Many Christians in America are downhearted. Our culture’s decline continues. But we can ask ourselves. Why are we here and why now?

We are here because we are meant for “such a time as this.” We are here for this day to work in our time. In this day. In this place. And, like Albert Goering, our work may not provide a result we see on this side of heaven.

Such a possibility occurred to Lutheran theologian Dietrich Bonhoeffer during the same period. The Gestapo had hounded Bonhoeffer’s ministry into virtual oblivion, so he got a job with the Abwehr, a rival Nazi organization that dissenters had infiltrated. (Eric Metaxas compares the rivalry to what we might see in the United States today between the CIA and the FBI (369).)

Undercover as an Abwehr agent, Bonhoeffer had the freedom to travel and conduct ministry, albeit much more privately than he would prefer. In the meantime, he continued his work as a member of the conspiracy that would twice attempt to assassinate Adolph Hitler.

But also in the meantime, the circle where he could share his true views and the work he was doing (that would not fully manifest itself until after his death) had shrunk to very few people.

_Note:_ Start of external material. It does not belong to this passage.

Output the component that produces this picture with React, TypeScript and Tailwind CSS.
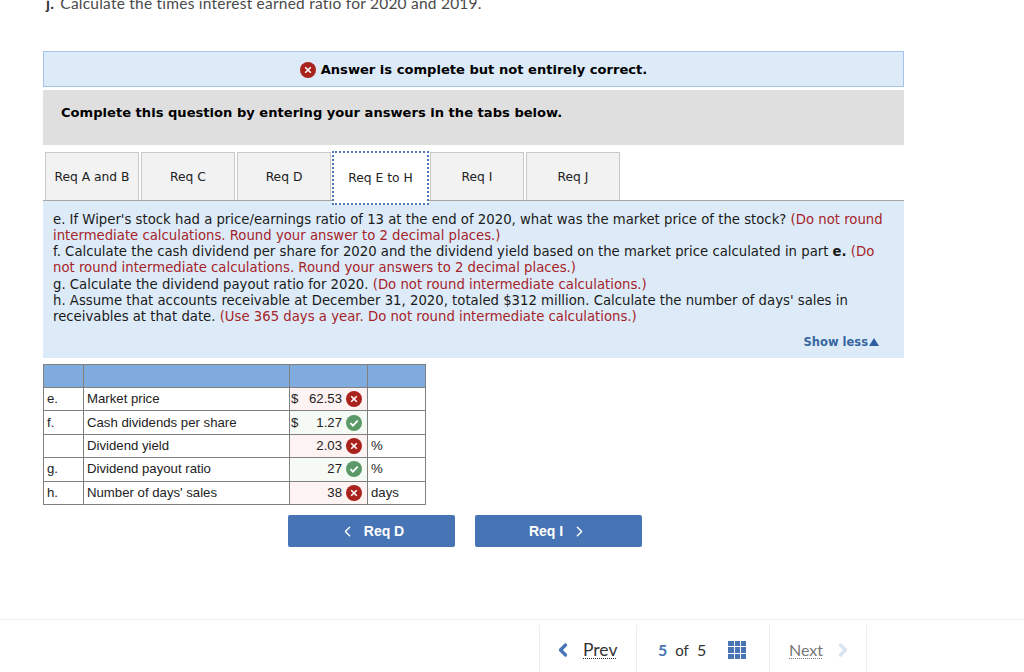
import { ChevronLeft, ChevronRight } from 'lucide-react'

const VERDANA = 'font-["DejaVu_Sans",sans-serif]'

const TABS = ['Req A and B', 'Req C', 'Req D', 'Req E to H', 'Req I', 'Req J']

const ROWS = [
  { key: 'e.', label: 'Market price', dollar: true, value: '62.53', ok: false, unit: '' },
  { key: 'f.', label: 'Cash dividends per share', dollar: true, value: '1.27', ok: true, unit: '' },
  { key: '', label: 'Dividend yield', dollar: false, value: '2.03', ok: false, unit: '%' },
  { key: 'g.', label: 'Dividend payout ratio', dollar: false, value: '27', ok: true, unit: '%' },
  { key: 'h.', label: 'Number of days\' sales', dollar: false, value: '38', ok: false, unit: 'days' },
]

function WrongIcon({ size = 16 }: { size?: number }) {
  return (
    <svg width={size} height={size} viewBox="0 0 16 16" className="shrink-0">
      <circle cx="8" cy="8" r="8" fill="#a9231c" />
      <path d="M5.2 5.2l5.6 5.6M10.8 5.2l-5.6 5.6" stroke="#fff" strokeWidth="1.6" />
    </svg>
  )
}

function RightIcon({ size = 16 }: { size?: number }) {
  return (
    <svg width={size} height={size} viewBox="0 0 16 16" className="shrink-0">
      <circle cx="8" cy="8" r="8" fill="#5b9a68" />
      <path d="M4.4 8.2l2.5 2.5 4.8-5" stroke="#fff" strokeWidth="1.8" fill="none" />
    </svg>
  )
}

export default function App() {
  return (
    <div className="w-[1024px] h-[672px] overflow-hidden bg-white relative">
      {/* ── cut off question line ── */}
      <p className='ml-[46px] -mt-[7px] h-[58px] text-[15.5px] leading-[20px] text-[#4a4a4a] font-["Lato",sans-serif] tracking-[0.23px]'>
        <b className="text-[#333]">j.</b>{' '}<span className="ml-[2px]">Calculate the times interest earned ratio for 2020 and 2019.</span>
      </p>

      <div className={`ml-[43px] w-[861px] ${VERDANA}`}>
        <div className="h-[36px] pt-[2px] flex items-center justify-center gap-[5px] bg-[#ddebf8] border border-[#a3c4e6] text-[13.08px] font-bold text-black">
          <WrongIcon />
          Answer is complete but not entirely correct.
        </div>

        <div className="mt-[3px] h-[55px] bg-[#dfdfdf] px-[18px] pt-[14px] text-[13.08px] leading-[18px] font-bold text-black">
          Complete this question by entering your answers in the tabs below.
        </div>

        {/* ── Tabs ── */}
        <div className="mt-[7px] h-[49px] pl-[2px] flex gap-[2px] border-b border-[#a5a5a5]">
          {TABS.map((t) =>
            t === 'Req E to H' ? (
              <div
                key={t}
                className="w-[93px] h-[49px] -mt-[1px] -ml-px -mr-px pt-[1px] box-content border-2 border-dotted border-[#4a78b8] bg-white flex items-center justify-center text-[12.3px] text-[#222] relative z-10"
              >
                {t}
              </div>
            ) : (
              <div
                key={t}
                className="w-[94px] h-[48px] pt-[2px] border border-b-0 border-[#c8c8c8] bg-[#f2f2f2] flex items-center justify-center text-[12.3px] text-[#222]"
              >
                {t}
              </div>
            ),
          )}
        </div>

        {/* ── Instructions ── */}
        <div className="h-[157px] bg-[#ddebf8] pl-[10px] pr-[10px] pt-[10.5px] text-[13.25px] leading-[16.3px] text-[#1a1a1a] relative">
          <p>
            e. If Wiper's stock had a price/earnings ratio of 13 at the end of 2020, what was the market price of the stock?{' '}
            <span className="text-[#a5232a]">(Do not round intermediate calculations. Round your answer to 2 decimal places.)</span>
          </p>
          <p>
            f. Calculate the cash dividend per share for 2020 and the dividend yield based on the market price calculated in part <b>e.</b>{' '}
            <span className="text-[#a5232a]">(Do not round intermediate calculations. Round your answers to 2 decimal places.)</span>
          </p>
          <p>
            g. Calculate the dividend payout ratio for 2020.{' '}
            <span className="text-[#a5232a]">(Do not round intermediate calculations.)</span>
          </p>
          <p>
            h. Assume that accounts receivable at December 31, 2020, totaled $312 million. Calculate the number of days' sales in receivables at that date.{' '}
            <span className="text-[#a5232a]">(Use 365 days a year. Do not round intermediate calculations.)</span>
          </p>
          <div className="absolute right-[25px] top-[133px] flex items-center gap-[1px] text-[11.5px] leading-[16px] font-bold text-[#38669f]">
            Show less
            <svg width="10" height="8" viewBox="0 0 10 8"><path d="M5 0l5 8H0z" fill="#2f5f9f" /></svg>
          </div>
        </div>

        {/* ── Answer table ── */}
        <table className='mt-[6px] w-[382px] table-fixed border-collapse font-["Liberation_Sans",sans-serif] text-[13.2px] text-[#222]'>
          <colgroup>
            <col className="w-[40px]" />
            <col className="w-[206px]" />
            <col className="w-[78px]" />
            <col className="w-[58px]" />
          </colgroup>
          <tbody>
            <tr className="h-[23px] bg-[#80abdf]">
              <td className="border border-[#808080]" />
              <td className="border border-[#808080]" />
              <td className="border border-[#808080]" />
              <td className="border border-[#808080]" />
            </tr>
            {ROWS.map((r) => (
              <tr key={r.label} className="h-[23.4px]">
                <td className="border border-[#808080] px-[3px] py-0">{r.key}</td>
                <td className="border border-[#808080] px-[3px] py-0">{r.label}</td>
                <td className={`border border-[#808080] p-0 ${r.ok ? 'bg-[#f6faf5]' : 'bg-[#fdf3f3]'}`}>
                  <div className="flex items-center pl-px pr-[5px]">
                    {r.dollar && <span>$</span>}
                    <span className="ml-auto mr-[4px]">{r.value}</span>
                    {r.ok ? <RightIcon /> : <WrongIcon />}
                  </div>
                </td>
                <td className="border border-[#808080] px-[3px] py-0">{r.unit}</td>
              </tr>
            ))}
          </tbody>
        </table>

        {/* ── Req nav buttons ── */}
        <div className='mt-[10px] ml-[245px] flex gap-[20px] font-["Liberation_Sans",sans-serif] text-[14px] font-bold text-white'>
          <div className="w-[167px] h-[32px] pt-[1px] bg-[#4674b4] rounded-[2px] flex items-center justify-center">
            <ChevronLeft size={17} strokeWidth={2} className="mr-[8px]" />
            Req D
          </div>
          <div className="w-[167px] h-[32px] pt-[1px] bg-[#4674b4] rounded-[2px] flex items-center justify-center">
            Req I
            <ChevronRight size={17} strokeWidth={2} className="ml-[8px]" />
          </div>
        </div>
      </div>

      {/* ── Footer pagination ── */}
      <div className='mt-[72px] border-t border-[#f0f0f0] pt-[5px] pl-[539px] font-["Lato",sans-serif]'>
        <div className="flex h-[47px]">
          <div className="w-[98px] border-x border-[#eeeeee] flex items-center pl-[15px] pt-[3px]">
            <ChevronLeft size={20} strokeWidth={4} className="text-[#4674b4] -ml-[2px]" />
            <span className="ml-[10px] text-[17.5px] text-[#333] underline decoration-dotted decoration-1 underline-offset-2">Prev</span>
          </div>
          <div className="w-[133px] border-r border-[#eeeeee] flex items-center pl-[21px] pt-[3px]">
            <b className="text-[16px] text-[#4674b4]">5</b>
            <span className="ml-[8px] text-[15px] text-[#333]">of</span>
            <span className="ml-[8px] text-[16px] text-[#333]">5</span>
            <div className="ml-[22px] w-[18px] h-[18px] grid grid-cols-3 gap-px">
              {Array.from({ length: 9 }).map((_, i) => (
                <span key={i} className="bg-[#4674b4]" />
              ))}
            </div>
          </div>
          <div className="w-[97px] border-r border-[#eeeeee] flex items-center pl-[19px] pt-[3px]">
            <span className="text-[16px] text-[#777] underline decoration-dotted decoration-1 underline-offset-2">Next</span>
            <ChevronRight size={20} strokeWidth={4} className="ml-[10px] text-[#d9e3f2]" />
          </div>
        </div>
      </div>
    </div>
  )
}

Many of Bonhoeffer’s faithful associates could only infer that he had sold out to the Nazis (377). Metaxas says the situation “represented [a] ‘death’ to self for [Bonhoeffer] because he had to surrender his reputation in the church (376).

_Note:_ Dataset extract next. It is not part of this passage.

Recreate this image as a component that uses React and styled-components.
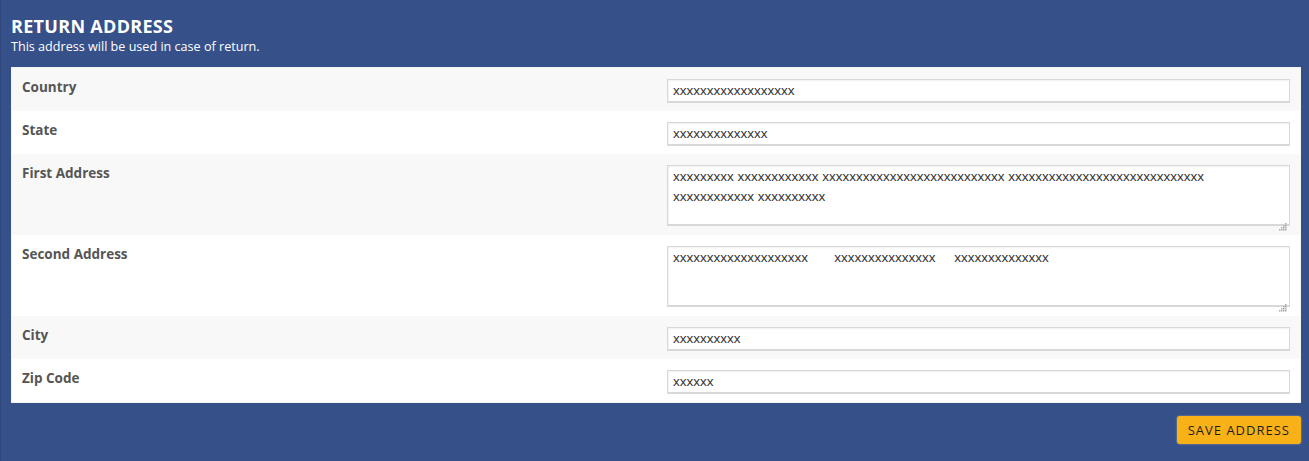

Imagine that. We Christians pride ourselves on our testimonies. We consider it crucial that others perceive us as faithful Christians.

Perhaps we might admit we do so to a wrongful degree of pride. Bonhoeffer sacrificed what other people thought of him for the sake of how God (and history) would ultimately view his work.

He gave up his place in community to secure a right conscience toward eternity.  

The early Church had the same view toward maintaining a right conscience. Roman society knew Christians by their love and trampled them in persecution because they spoke truth without compromise. But it was those very Christians who turned the world upside down.

How would we act if we found ourselves in the throes of persecution? What if our world suddenly became dangerous for us and even for those we argue with–over culture, over politics, over faith?

Whom would we be willing to sign our names to save? Whom would we love enough to help? How much would we care what others think about us?

We work in this world. But the work we do is for another one.

“You know plain enough there’s somethin’ beyond this world; the doors stand wide open. ‘There’s somethin’ of us that must still live on; we’ve got to join both worlds together an’ live in one but for the other.'”
Sarah Orne Jewett, from “The Foreigner

Photo Credit: Unsplash

Nancy E. Head’s Restoring the Shattered is out in paperback! Get your copy here!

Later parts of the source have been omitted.